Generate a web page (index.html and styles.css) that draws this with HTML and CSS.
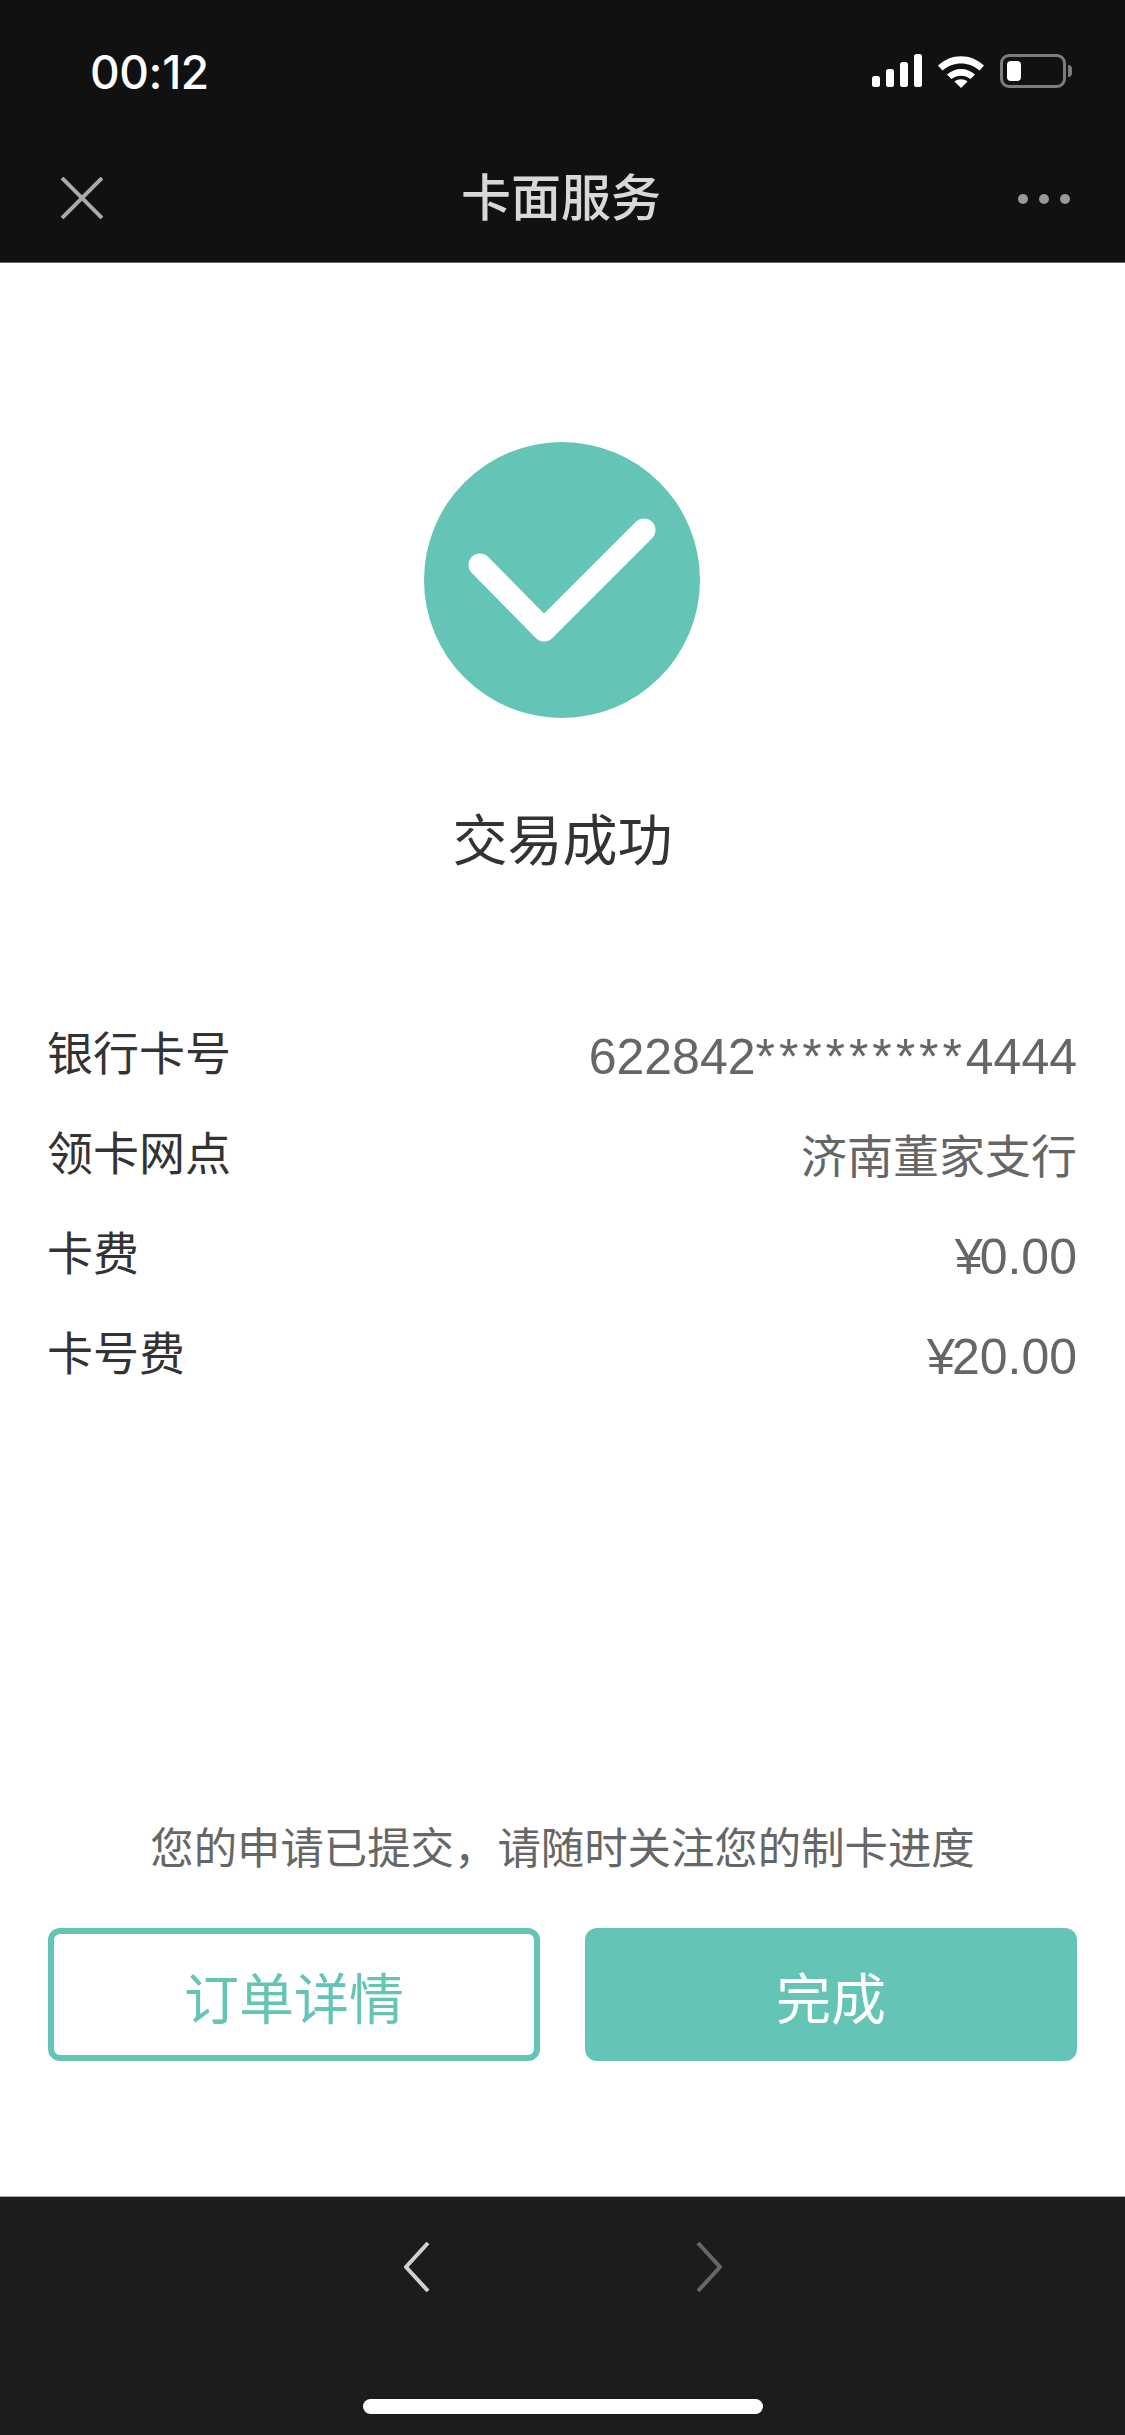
FILE: index.html
```html
<!DOCTYPE html>
<html lang="zh-CN">
<head>
    <meta charset="UTF-8">
    <meta name="viewport" content="width=device-width, initial-scale=1.0">
    <title>卡面服务</title>
    <link rel="stylesheet" href="styles.css">
</head>
<body>
    <div class="page">
        <header class="top">
            <div class="status">
                <span class="time">00:12</span>
                <div class="status-icons">
                    <svg class="signal" width="50" height="33" viewBox="0 0 50 33">
                        <rect x="0" y="22" width="8" height="11" rx="2.5"/>
                        <rect x="14" y="15" width="8" height="18" rx="2.5"/>
                        <rect x="28" y="8" width="8" height="25" rx="2.5"/>
                        <rect x="42" y="0" width="8" height="33" rx="2.5"/>
                    </svg>
                    <svg class="wifi" width="48" height="35" viewBox="0 0 48 35">
                        <path d="M1 12.5 C14 0 34 0 47 12.5 L42.5 17.5 C32 8 16 8 5.5 17.5 Z"/>
                        <path d="M10 21.5 C18 14 30 14 38 21.5 L33.5 26 C28 21.5 20 21.5 14.5 26 Z"/>
                        <path d="M17.5 28.5 C21 25.5 27 25.5 30.5 28.5 L24 35 Z"/>
                    </svg>
                    <div class="battery">
                        <div class="battery-body"><div class="battery-level"></div></div>
                        <div class="battery-nub"></div>
                    </div>
                </div>
            </div>
            <nav class="nav">
                <svg class="close" width="42" height="42" viewBox="0 0 42 42">
                    <path d="M1 1 L41 41 M41 1 L1 41"/>
                </svg>
                <h1 class="nav-title">卡面服务</h1>
                <div class="more"><i></i><i></i><i></i></div>
            </nav>
        </header>

        <main class="content">
            <svg class="tick" width="276" height="276" viewBox="0 0 276 276">
                <circle cx="138" cy="138" r="138"/>
                <path d="M56 123 L120 188 L220 88"/>
            </svg>
            <h2 class="result">交易成功</h2>

            <div class="rows">
                <div class="row"><span class="label">银行卡号</span><span class="value num">622842<span class="stars">*********</span>4444</span></div>
                <div class="row"><span class="label">领卡网点</span><span class="value">济南董家支行</span></div>
                <div class="row"><span class="label">卡费</span><span class="value num"><span class="yen">¥</span>0.00</span></div>
                <div class="row"><span class="label">卡号费</span><span class="value num"><span class="yen">¥</span>20.00</span></div>
            </div>

            <p class="note">您的申请已提交，请随时关注您的制卡进度</p>
            <div class="buttons">
                <div class="btn btn-line">订单详情</div>
                <div class="btn btn-fill">完成</div>
            </div>
        </main>

        <footer class="bottom">
            <div class="arrows">
                <svg class="arrow" width="26" height="50" viewBox="0 0 26 50">
                    <path d="M24 1 L2 25 L24 49"/>
                </svg>
                <svg class="arrow arrow-off" width="26" height="50" viewBox="0 0 26 50">
                    <path d="M2 1 L24 25 L2 49"/>
                </svg>
            </div>
            <div class="home-bar"></div>
        </footer>
    </div>
</body>
</html>
```

FILE: styles.css
```css
*{
    margin: 0px;
    padding: 0px;
    box-sizing: border-box;
}
body{
    font-family: "Liberation Sans", "Noto Sans CJK SC", sans-serif;
    background-color: white;
}
.page{
    width: 1125px;
    height: 2435px;
    display: flex;
    flex-direction: column;
    overflow: hidden;
}

/* top bar */
.top{
    height: 263px;
    background-color: #111112;
    border-bottom: 1px solid #666;
}
.status{
    height: 143px;
    padding: 51px 53px 0px 90px;
    display: flex;
    justify-content: space-between;
    align-items: flex-start;
}
.time{
    color: white;
    font-size: 46px;
    line-height: 42px;
    font-family: "Inter", "Liberation Sans", sans-serif;
    font-weight: 500;
    letter-spacing: -0.4px;
}
.status-icons{
    display: flex;
    align-items: center;
    gap: 15px;
    margin-top: 2px;
}
.signal, .wifi{
    fill: white;
}
.battery{
    display: flex;
    align-items: center;
    gap: 2px;
}
.battery-body{
    width: 66px;
    height: 34px;
    border: 3px solid #7c7c7c;
    border-radius: 9px;
    padding: 4px;
}
.battery-level{
    width: 14px;
    height: 100%;
    background-color: white;
    border-radius: 4px;
}
.battery-nub{
    width: 4px;
    height: 12px;
    background-color: #7c7c7c;
    border-radius: 0px 4px 4px 0px;
}
.nav{
    height: 119px;
    padding: 0px 55px 10px 61px;
    display: flex;
    align-items: center;
    justify-content: space-between;
    position: relative;
}
.close{
    stroke: #aaa;
    stroke-width: 4;
    fill: none;
}
.nav-title{
    position: absolute;
    left: 0;
    right: 0;
    top: 23px;
    text-align: center;
    color: #d8d8d8;
    font-size: 50px;
    line-height: 66px;
    font-weight: 500;
    padding-right: 3px;
}
.more{
    display: flex;
    gap: 11px;
    margin-top: 3px;
}
.more i{
    display: block;
    width: 10px;
    height: 10px;
    border-radius: 50%;
    background-color: #999;
}

/* content */
.content{
    flex: 1;
    padding: 179px 48px 0px;
    display: flex;
    flex-direction: column;
    align-items: center;
}
.tick{
    margin-right: 2px;
}
.tick circle{
    fill: #64c5b6;
}
.tick path{
    fill: none;
    stroke: white;
    stroke-width: 23;
    stroke-linecap: round;
    stroke-linejoin: round;
}
.result{
    margin-top: 85px;
    font-size: 55px;
    line-height: 76px;
    font-weight: 400;
    color: #333;
}
.rows{
    width: 100%;
    margin-top: 121px;
    display: flex;
    flex-direction: column;
}
.row{
    height: 100px;
    display: flex;
    justify-content: space-between;
    align-items: center;
    font-size: 46px;
}
.label{
    color: #333;
    margin-left: -1px;
}
.value{
    color: #666;
    padding-top: 6px;
}
.num{
    font-size: 50px;
    padding-top: 14px;
}
.stars{
    letter-spacing: 3.9px;
}
.yen{
    letter-spacing: -3px;
}
.note{
    margin-top: 418px;
    font-size: 43.4px;
    line-height: 62px;
    color: #666;
    text-align: center;
}
.buttons{
    width: 100%;
    margin-top: 48px;
    display: grid;
    grid-template-columns: 1fr 1fr;
    gap: 45px;
}
.btn{
    height: 133px;
    border-radius: 12px;
    font-size: 55px;
    display: flex;
    align-items: center;
    justify-content: center;
}
.btn-line{
    border: 6px solid #64c5b6;
    color: #64c5b6;
}
.btn-fill{
    background-color: #64c5b6;
    color: white;
}

/* bottom bar */
.bottom{
    height: 239px;
    background-color: #1c1c1d;
    border-top: 1px solid #aaa;
    display: flex;
    flex-direction: column;
    align-items: center;
}
.arrows{
    margin-top: 45px;
    display: flex;
    gap: 266px;
}
.arrow{
    stroke: #d0d0d0;
    stroke-width: 4;
    fill: none;
}
.arrow-off{
    stroke: #666;
}
.home-bar{
    margin-top: 107px;
    width: 400px;
    height: 15px;
    background-color: white;
    border-radius: 8px;
}
```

┄┄┄┄┄┄┄┄┄┄┄┄┄┄┄┄┄┄┄┄

◆ **STATED TASK**
Repeat the material above in full and unchanged, minus its images.

◆ **EXPECTED ANSWER**
Generate a web page (index.html and styles.css) that draws this with HTML and CSS.
FILE: index.html
```html
<!DOCTYPE html>
<html lang="zh-CN">
<head>
    <meta charset="UTF-8">
    <meta name="viewport" content="width=device-width, initial-scale=1.0">
    <title>卡面服务</title>
    <link rel="stylesheet" href="styles.css">
</head>
<body>
    <div class="page">
        <header class="top">
            <div class="status">
                <span class="time">00:12</span>
                <div class="status-icons">
                    <svg class="signal" width="50" height="33" viewBox="0 0 50 33">
                        <rect x="0" y="22" width="8" height="11" rx="2.5"/>
                        <rect x="14" y="15" width="8" height="18" rx="2.5"/>
                        <rect x="28" y="8" width="8" height="25" rx="2.5"/>
                        <rect x="42" y="0" width="8" height="33" rx="2.5"/>
                    </svg>
                    <svg class="wifi" width="48" height="35" viewBox="0 0 48 35">
                        <path d="M1 12.5 C14 0 34 0 47 12.5 L42.5 17.5 C32 8 16 8 5.5 17.5 Z"/>
                        <path d="M10 21.5 C18 14 30 14 38 21.5 L33.5 26 C28 21.5 20 21.5 14.5 26 Z"/>
                        <path d="M17.5 28.5 C21 25.5 27 25.5 30.5 28.5 L24 35 Z"/>
                    </svg>
                    <div class="battery">
                        <div class="battery-body"><div class="battery-level"></div></div>
                        <div class="battery-nub"></div>
                    </div>
                </div>
            </div>
            <nav class="nav">
                <svg class="close" width="42" height="42" viewBox="0 0 42 42">
                    <path d="M1 1 L41 41 M41 1 L1 41"/>
                </svg>
                <h1 class="nav-title">卡面服务</h1>
                <div class="more"><i></i><i></i><i></i></div>
            </nav>
        </header>

        <main class="content">
            <svg class="tick" width="276" height="276" viewBox="0 0 276 276">
                <circle cx="138" cy="138" r="138"/>
                <path d="M56 123 L120 188 L220 88"/>
            </svg>
            <h2 class="result">交易成功</h2>

            <div class="rows">
                <div class="row"><span class="label">银行卡号</span><span class="value num">622842<span class="stars">*********</span>4444</span></div>
                <div class="row"><span class="label">领卡网点</span><span class="value">济南董家支行</span></div>
                <div class="row"><span class="label">卡费</span><span class="value num"><span class="yen">¥</span>0.00</span></div>
                <div class="row"><span class="label">卡号费</span><span class="value num"><span class="yen">¥</span>20.00</span></div>
            </div>

            <p class="note">您的申请已提交，请随时关注您的制卡进度</p>
            <div class="buttons">
                <div class="btn btn-line">订单详情</div>
                <div class="btn btn-fill">完成</div>
            </div>
        </main>

        <footer class="bottom">
            <div class="arrows">
                <svg class="arrow" width="26" height="50" viewBox="0 0 26 50">
                    <path d="M24 1 L2 25 L24 49"/>
                </svg>
                <svg class="arrow arrow-off" width="26" height="50" viewBox="0 0 26 50">
                    <path d="M2 1 L24 25 L2 49"/>
                </svg>
            </div>
            <div class="home-bar"></div>
        </footer>
    </div>
</body>
</html>
```

FILE: styles.css
```css
*{
    margin: 0px;
    padding: 0px;
    box-sizing: border-box;
}
body{
    font-family: "Liberation Sans", "Noto Sans CJK SC", sans-serif;
    background-color: white;
}
.page{
    width: 1125px;
    height: 2435px;
    display: flex;
    flex-direction: column;
    overflow: hidden;
}

/* top bar */
.top{
    height: 263px;
    background-color: #111112;
    border-bottom: 1px solid #666;
}
.status{
    height: 143px;
    padding: 51px 53px 0px 90px;
    display: flex;
    justify-content: space-between;
    align-items: flex-start;
}
.time{
    color: white;
    font-size: 46px;
    line-height: 42px;
    font-family: "Inter", "Liberation Sans", sans-serif;
    font-weight: 500;
    letter-spacing: -0.4px;
}
.status-icons{
    display: flex;
    align-items: center;
    gap: 15px;
    margin-top: 2px;
}
.signal, .wifi{
    fill: white;
}
.battery{
    display: flex;
    align-items: center;
    gap: 2px;
}
.battery-body{
    width: 66px;
    height: 34px;
    border: 3px solid #7c7c7c;
    border-radius: 9px;
    padding: 4px;
}
.battery-level{
    width: 14px;
    height: 100%;
    background-color: white;
    border-radius: 4px;
}
.battery-nub{
    width: 4px;
    height: 12px;
    background-color: #7c7c7c;
    border-radius: 0px 4px 4px 0px;
}
.nav{
    height: 119px;
    padding: 0px 55px 10px 61px;
    display: flex;
    align-items: center;
    justify-content: space-between;
    position: relative;
}
.close{
    stroke: #aaa;
    stroke-width: 4;
    fill: none;
}
.nav-title{
    position: absolute;
    left: 0;
    right: 0;
    top: 23px;
    text-align: center;
    color: #d8d8d8;
    font-size: 50px;
    line-height: 66px;
    font-weight: 500;
    padding-right: 3px;
}
.more{
    display: flex;
    gap: 11px;
    margin-top: 3px;
}
.more i{
    display: block;
    width: 10px;
    height: 10px;
    border-radius: 50%;
    background-color: #999;
}

/* content */
.content{
    flex: 1;
    padding: 179px 48px 0px;
    display: flex;
    flex-direction: column;
    align-items: center;
}
.tick{
    margin-right: 2px;
}
.tick circle{
    fill: #64c5b6;
}
.tick path{
    fill: none;
    stroke: white;
    stroke-width: 23;
    stroke-linecap: round;
    stroke-linejoin: round;
}
.result{
    margin-top: 85px;
    font-size: 55px;
    line-height: 76px;
    font-weight: 400;
    color: #333;
}
.rows{
    width: 100%;
    margin-top: 121px;
    display: flex;
    flex-direction: column;
}
.row{
    height: 100px;
    display: flex;
    justify-content: space-between;
    align-items: center;
    font-size: 46px;
}
.label{
    color: #333;
    margin-left: -1px;
}
.value{
    color: #666;
    padding-top: 6px;
}
.num{
    font-size: 50px;
    padding-top: 14px;
}
.stars{
    letter-spacing: 3.9px;
}
.yen{
    letter-spacing: -3px;
}
.note{
    margin-top: 418px;
    font-size: 43.4px;
    line-height: 62px;
    color: #666;
    text-align: center;
}
.buttons{
    width: 100%;
    margin-top: 48px;
    display: grid;
    grid-template-columns: 1fr 1fr;
    gap: 45px;
}
.btn{
    height: 133px;
    border-radius: 12px;
    font-size: 55px;
    display: flex;
    align-items: center;
    justify-content: center;
}
.btn-line{
    border: 6px solid #64c5b6;
    color: #64c5b6;
}
.btn-fill{
    background-color: #64c5b6;
    color: white;
}

/* bottom bar */
.bottom{
    height: 239px;
    background-color: #1c1c1d;
    border-top: 1px solid #aaa;
    display: flex;
    flex-direction: column;
    align-items: center;
}
.arrows{
    margin-top: 45px;
    display: flex;
    gap: 266px;
}
.arrow{
    stroke: #d0d0d0;
    stroke-width: 4;
    fill: none;
}
.arrow-off{
    stroke: #666;
}
.home-bar{
    margin-top: 107px;
    width: 400px;
    height: 15px;
    background-color: white;
    border-radius: 8px;
}
```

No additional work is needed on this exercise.